'''

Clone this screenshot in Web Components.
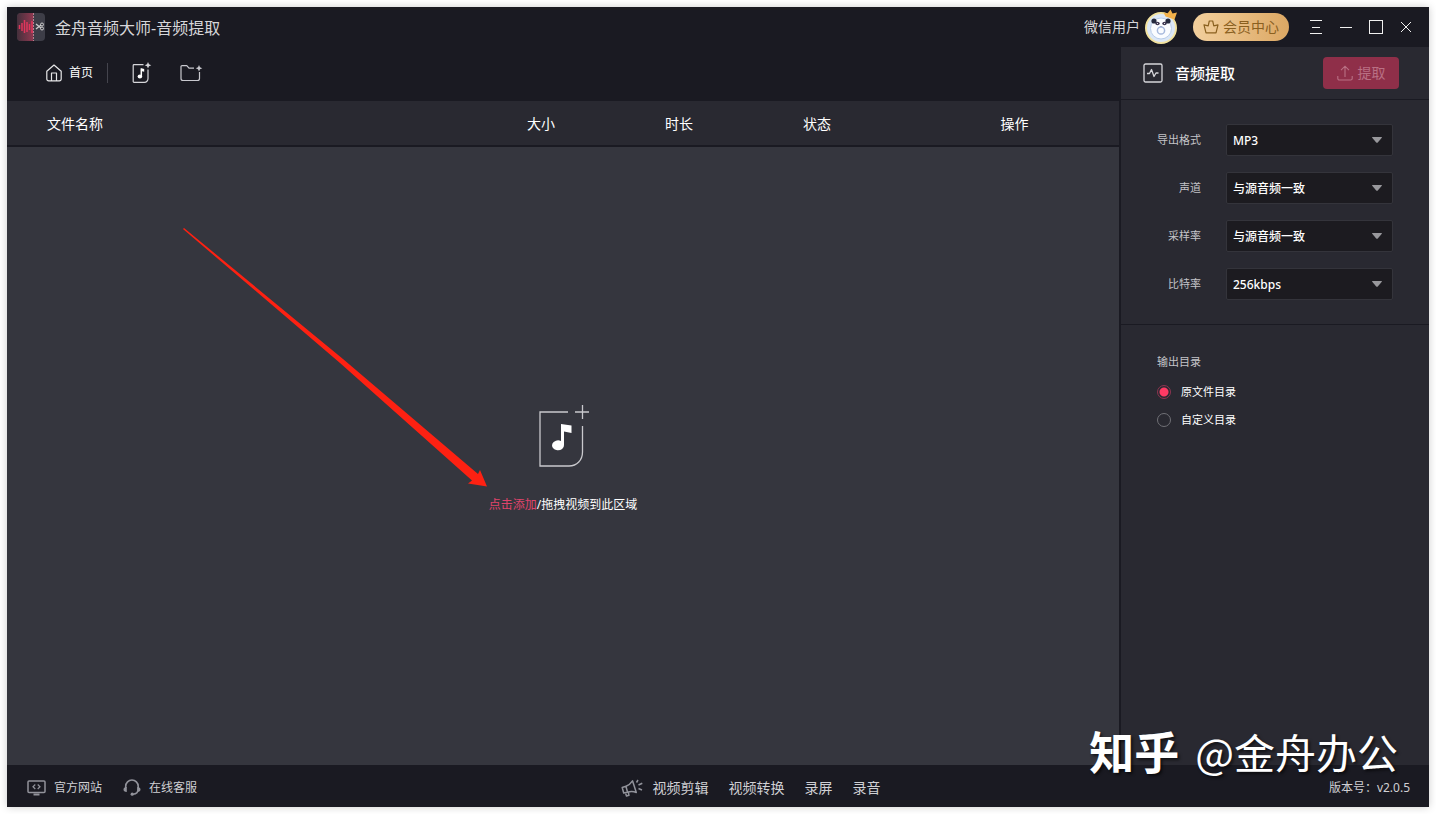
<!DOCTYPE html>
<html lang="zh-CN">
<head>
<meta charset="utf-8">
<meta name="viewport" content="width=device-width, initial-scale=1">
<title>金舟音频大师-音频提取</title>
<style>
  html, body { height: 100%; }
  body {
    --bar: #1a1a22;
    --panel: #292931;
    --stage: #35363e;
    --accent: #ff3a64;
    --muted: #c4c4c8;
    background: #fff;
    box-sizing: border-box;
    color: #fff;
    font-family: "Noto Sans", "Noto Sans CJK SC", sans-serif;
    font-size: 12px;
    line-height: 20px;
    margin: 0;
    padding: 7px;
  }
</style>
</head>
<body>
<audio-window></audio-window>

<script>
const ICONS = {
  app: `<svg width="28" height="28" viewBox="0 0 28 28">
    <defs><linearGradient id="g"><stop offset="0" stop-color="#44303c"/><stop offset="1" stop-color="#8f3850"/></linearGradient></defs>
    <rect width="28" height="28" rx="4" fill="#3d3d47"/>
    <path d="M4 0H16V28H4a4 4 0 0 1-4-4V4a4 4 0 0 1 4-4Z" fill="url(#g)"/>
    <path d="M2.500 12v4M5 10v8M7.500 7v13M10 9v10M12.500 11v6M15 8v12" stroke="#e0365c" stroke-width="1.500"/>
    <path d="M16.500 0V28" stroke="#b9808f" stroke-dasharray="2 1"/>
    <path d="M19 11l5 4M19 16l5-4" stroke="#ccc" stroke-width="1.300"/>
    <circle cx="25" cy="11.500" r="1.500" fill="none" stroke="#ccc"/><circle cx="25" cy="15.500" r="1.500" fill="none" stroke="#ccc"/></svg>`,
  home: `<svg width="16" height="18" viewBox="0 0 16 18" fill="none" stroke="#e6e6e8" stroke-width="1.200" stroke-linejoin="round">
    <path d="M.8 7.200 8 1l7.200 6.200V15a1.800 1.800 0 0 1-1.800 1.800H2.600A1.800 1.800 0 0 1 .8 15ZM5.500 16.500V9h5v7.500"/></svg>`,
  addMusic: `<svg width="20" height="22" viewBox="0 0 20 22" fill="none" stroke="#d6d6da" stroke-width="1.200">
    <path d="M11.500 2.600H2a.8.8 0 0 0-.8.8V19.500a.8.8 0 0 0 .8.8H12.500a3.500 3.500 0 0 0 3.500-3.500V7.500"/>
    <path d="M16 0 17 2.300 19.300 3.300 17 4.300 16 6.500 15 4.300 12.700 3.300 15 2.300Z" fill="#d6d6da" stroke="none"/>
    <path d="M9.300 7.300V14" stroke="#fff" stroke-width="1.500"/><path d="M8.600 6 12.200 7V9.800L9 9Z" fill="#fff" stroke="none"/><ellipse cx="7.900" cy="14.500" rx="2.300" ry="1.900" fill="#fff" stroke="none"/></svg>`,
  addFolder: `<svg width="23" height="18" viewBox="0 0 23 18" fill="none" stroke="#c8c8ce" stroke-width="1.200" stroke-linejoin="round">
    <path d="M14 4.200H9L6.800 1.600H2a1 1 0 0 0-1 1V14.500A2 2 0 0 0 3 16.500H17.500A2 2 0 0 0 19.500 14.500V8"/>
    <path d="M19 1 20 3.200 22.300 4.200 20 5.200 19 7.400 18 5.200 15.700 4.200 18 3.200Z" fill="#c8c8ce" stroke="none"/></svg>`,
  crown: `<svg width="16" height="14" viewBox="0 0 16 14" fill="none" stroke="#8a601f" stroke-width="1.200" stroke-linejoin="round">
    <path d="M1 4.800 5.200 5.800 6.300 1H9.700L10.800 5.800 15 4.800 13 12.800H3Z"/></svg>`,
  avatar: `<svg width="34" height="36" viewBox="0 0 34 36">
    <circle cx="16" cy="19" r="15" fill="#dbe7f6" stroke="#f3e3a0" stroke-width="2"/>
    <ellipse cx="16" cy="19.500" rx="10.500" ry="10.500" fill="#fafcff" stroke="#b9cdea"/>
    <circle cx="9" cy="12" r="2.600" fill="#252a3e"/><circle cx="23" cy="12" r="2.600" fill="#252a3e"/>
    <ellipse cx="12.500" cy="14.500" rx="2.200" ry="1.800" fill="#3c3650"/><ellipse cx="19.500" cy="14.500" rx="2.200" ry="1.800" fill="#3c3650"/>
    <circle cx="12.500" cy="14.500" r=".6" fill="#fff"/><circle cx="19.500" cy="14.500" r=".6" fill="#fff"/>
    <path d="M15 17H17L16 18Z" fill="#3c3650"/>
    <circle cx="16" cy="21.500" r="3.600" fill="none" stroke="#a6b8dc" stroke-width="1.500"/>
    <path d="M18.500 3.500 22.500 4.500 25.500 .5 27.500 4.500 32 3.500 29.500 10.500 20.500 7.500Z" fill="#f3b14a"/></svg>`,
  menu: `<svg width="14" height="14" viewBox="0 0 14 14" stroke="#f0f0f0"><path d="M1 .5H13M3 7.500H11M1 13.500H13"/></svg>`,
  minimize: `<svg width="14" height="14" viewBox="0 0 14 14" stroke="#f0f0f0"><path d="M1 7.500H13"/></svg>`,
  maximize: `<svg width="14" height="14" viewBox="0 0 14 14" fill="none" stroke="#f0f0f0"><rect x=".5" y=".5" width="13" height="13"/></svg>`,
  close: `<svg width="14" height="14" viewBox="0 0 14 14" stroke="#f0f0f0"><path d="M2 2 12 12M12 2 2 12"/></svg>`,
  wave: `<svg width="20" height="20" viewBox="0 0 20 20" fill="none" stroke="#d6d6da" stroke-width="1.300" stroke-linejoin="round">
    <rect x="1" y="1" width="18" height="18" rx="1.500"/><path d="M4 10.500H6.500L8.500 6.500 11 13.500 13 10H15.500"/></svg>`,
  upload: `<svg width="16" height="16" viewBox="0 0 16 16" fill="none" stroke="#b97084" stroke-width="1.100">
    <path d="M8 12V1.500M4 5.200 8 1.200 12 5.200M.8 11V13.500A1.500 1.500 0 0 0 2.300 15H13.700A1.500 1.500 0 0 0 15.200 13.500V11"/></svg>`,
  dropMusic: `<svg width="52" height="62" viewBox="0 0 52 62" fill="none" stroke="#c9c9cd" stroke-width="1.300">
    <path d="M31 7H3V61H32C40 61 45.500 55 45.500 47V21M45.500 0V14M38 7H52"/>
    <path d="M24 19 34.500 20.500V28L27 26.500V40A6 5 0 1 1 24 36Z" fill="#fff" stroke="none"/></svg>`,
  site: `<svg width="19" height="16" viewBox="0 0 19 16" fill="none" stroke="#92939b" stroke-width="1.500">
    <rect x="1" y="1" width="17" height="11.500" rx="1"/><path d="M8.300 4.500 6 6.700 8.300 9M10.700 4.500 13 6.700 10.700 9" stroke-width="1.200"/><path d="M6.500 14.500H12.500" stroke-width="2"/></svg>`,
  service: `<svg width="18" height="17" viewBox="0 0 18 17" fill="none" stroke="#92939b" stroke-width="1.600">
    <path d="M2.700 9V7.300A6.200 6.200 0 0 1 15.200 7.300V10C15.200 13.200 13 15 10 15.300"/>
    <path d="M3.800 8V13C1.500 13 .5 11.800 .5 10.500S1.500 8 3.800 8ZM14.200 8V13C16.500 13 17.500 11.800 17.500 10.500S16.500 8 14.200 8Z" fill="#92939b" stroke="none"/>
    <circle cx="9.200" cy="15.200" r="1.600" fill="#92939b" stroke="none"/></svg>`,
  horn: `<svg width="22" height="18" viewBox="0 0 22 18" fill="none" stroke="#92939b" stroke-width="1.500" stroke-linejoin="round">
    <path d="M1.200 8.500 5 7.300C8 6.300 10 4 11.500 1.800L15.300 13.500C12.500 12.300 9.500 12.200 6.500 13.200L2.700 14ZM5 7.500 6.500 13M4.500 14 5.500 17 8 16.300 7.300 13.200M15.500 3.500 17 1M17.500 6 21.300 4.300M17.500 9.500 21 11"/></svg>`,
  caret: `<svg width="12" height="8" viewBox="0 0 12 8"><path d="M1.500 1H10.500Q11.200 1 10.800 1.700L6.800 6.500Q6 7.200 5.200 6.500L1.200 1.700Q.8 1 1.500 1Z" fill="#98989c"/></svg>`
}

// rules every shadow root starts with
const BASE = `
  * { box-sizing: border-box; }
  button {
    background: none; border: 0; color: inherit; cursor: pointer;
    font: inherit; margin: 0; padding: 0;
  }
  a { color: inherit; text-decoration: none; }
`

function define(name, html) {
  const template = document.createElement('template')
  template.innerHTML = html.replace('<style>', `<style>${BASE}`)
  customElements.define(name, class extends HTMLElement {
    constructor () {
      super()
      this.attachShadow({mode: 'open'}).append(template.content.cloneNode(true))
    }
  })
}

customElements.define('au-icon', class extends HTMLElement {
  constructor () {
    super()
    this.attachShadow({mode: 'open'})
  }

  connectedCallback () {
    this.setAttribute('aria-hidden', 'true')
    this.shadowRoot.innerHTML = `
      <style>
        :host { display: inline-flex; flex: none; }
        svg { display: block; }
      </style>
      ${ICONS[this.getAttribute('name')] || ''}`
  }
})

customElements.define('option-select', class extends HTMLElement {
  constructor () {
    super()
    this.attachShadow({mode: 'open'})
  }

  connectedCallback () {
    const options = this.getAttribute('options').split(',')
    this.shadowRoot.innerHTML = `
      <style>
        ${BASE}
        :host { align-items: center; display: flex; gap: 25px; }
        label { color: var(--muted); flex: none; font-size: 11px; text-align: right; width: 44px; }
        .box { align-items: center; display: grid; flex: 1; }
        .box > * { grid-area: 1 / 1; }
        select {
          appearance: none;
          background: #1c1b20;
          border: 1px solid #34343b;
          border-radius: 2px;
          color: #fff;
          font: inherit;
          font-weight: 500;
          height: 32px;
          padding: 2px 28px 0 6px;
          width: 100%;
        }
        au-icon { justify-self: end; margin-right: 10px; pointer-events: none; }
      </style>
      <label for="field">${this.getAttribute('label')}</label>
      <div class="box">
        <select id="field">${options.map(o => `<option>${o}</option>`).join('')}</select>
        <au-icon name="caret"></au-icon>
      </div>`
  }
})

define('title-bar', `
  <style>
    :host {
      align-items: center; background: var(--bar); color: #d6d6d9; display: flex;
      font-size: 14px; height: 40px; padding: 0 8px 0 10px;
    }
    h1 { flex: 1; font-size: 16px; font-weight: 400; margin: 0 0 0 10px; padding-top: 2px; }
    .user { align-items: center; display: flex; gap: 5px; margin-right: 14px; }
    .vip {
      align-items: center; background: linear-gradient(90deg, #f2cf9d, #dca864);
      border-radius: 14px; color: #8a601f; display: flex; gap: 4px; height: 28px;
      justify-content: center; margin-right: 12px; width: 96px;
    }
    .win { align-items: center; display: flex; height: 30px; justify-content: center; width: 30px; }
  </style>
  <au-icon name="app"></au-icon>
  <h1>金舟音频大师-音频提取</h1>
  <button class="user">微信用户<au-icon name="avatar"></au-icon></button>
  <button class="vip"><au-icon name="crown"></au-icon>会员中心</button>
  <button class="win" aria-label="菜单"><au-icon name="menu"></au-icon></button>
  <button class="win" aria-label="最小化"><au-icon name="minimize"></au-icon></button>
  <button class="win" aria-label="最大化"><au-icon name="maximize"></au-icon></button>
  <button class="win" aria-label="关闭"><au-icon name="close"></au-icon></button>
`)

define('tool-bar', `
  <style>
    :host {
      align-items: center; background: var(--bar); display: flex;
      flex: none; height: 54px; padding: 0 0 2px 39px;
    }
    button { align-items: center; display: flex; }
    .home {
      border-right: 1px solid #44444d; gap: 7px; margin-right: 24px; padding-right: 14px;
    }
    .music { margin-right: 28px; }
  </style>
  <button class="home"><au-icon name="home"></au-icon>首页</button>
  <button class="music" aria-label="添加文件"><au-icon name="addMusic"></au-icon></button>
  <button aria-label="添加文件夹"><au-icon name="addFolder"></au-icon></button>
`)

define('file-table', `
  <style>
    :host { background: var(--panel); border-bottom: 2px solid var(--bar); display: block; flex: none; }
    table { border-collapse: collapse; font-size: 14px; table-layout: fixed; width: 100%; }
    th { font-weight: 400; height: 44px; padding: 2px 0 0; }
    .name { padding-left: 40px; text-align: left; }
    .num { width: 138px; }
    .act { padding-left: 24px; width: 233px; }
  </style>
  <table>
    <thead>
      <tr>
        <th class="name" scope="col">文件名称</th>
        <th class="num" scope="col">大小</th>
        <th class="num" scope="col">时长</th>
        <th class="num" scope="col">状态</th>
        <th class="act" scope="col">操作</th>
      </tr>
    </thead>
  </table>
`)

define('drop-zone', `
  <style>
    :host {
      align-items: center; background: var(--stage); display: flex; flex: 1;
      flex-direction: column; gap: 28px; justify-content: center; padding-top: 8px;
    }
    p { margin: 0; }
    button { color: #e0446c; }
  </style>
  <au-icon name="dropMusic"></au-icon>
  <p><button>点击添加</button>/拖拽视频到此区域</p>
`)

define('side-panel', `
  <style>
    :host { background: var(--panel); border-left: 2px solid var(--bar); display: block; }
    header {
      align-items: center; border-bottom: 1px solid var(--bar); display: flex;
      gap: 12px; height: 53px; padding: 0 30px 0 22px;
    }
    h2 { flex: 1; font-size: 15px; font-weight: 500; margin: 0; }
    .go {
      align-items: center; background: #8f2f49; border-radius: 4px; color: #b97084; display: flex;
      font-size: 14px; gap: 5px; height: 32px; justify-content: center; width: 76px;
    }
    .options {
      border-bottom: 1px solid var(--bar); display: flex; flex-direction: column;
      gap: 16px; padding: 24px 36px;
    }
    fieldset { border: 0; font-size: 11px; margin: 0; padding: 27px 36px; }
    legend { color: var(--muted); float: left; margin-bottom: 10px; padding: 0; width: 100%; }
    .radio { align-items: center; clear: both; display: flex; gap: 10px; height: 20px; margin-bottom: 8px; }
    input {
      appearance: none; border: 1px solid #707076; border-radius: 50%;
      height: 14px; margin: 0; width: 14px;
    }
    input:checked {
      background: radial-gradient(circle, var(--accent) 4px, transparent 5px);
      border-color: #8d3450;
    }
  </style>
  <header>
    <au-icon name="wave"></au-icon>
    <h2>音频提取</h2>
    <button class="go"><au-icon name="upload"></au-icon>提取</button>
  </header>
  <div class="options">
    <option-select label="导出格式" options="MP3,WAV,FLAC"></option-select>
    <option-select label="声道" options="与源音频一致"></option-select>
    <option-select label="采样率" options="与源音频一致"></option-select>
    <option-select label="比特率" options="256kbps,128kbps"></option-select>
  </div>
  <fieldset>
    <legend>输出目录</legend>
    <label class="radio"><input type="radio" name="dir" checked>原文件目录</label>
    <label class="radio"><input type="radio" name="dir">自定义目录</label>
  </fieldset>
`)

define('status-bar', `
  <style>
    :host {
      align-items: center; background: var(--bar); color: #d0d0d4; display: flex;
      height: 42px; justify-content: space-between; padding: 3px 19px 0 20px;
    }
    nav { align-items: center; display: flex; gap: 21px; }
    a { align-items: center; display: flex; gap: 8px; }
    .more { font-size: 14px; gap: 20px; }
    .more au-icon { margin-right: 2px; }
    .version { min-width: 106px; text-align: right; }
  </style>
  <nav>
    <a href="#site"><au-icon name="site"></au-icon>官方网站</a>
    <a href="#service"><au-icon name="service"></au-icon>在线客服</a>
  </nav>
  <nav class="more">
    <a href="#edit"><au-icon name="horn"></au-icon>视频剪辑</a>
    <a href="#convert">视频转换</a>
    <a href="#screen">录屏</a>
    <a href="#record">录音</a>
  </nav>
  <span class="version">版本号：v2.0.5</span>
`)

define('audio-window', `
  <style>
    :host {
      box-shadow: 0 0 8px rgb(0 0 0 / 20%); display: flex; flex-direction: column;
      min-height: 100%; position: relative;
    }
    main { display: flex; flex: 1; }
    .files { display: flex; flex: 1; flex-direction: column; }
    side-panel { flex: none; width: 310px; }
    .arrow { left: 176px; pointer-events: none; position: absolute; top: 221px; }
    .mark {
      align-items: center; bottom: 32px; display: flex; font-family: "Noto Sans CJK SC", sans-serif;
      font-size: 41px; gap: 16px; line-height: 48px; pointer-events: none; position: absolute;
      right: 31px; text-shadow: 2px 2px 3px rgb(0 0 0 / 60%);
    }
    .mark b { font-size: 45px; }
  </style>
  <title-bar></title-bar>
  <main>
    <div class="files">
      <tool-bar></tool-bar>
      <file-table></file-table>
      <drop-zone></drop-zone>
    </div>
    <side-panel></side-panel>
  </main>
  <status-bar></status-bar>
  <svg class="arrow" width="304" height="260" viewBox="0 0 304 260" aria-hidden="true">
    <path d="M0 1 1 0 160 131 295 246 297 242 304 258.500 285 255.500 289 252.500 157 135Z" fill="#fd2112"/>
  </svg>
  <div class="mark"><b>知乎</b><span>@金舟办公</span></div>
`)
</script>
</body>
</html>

'''

* Exercise:
Without the pictures, please reproduce each line of the listing above exactly, from the first one through the line bearing "<audio-window></audio-window>".

* Response to the task:
Clone this screenshot in Web Components.
<!DOCTYPE html>
<html lang="zh-CN">
<head>
<meta charset="utf-8">
<meta name="viewport" content="width=device-width, initial-scale=1">
<title>金舟音频大师-音频提取</title>
<style>
  html, body { height: 100%; }
  body {
    --bar: #1a1a22;
    --panel: #292931;
    --stage: #35363e;
    --accent: #ff3a64;
    --muted: #c4c4c8;
    background: #fff;
    box-sizing: border-box;
    color: #fff;
    font-family: "Noto Sans", "Noto Sans CJK SC", sans-serif;
    font-size: 12px;
    line-height: 20px;
    margin: 0;
    padding: 7px;
  }
</style>
</head>
<body>
<audio-window></audio-window>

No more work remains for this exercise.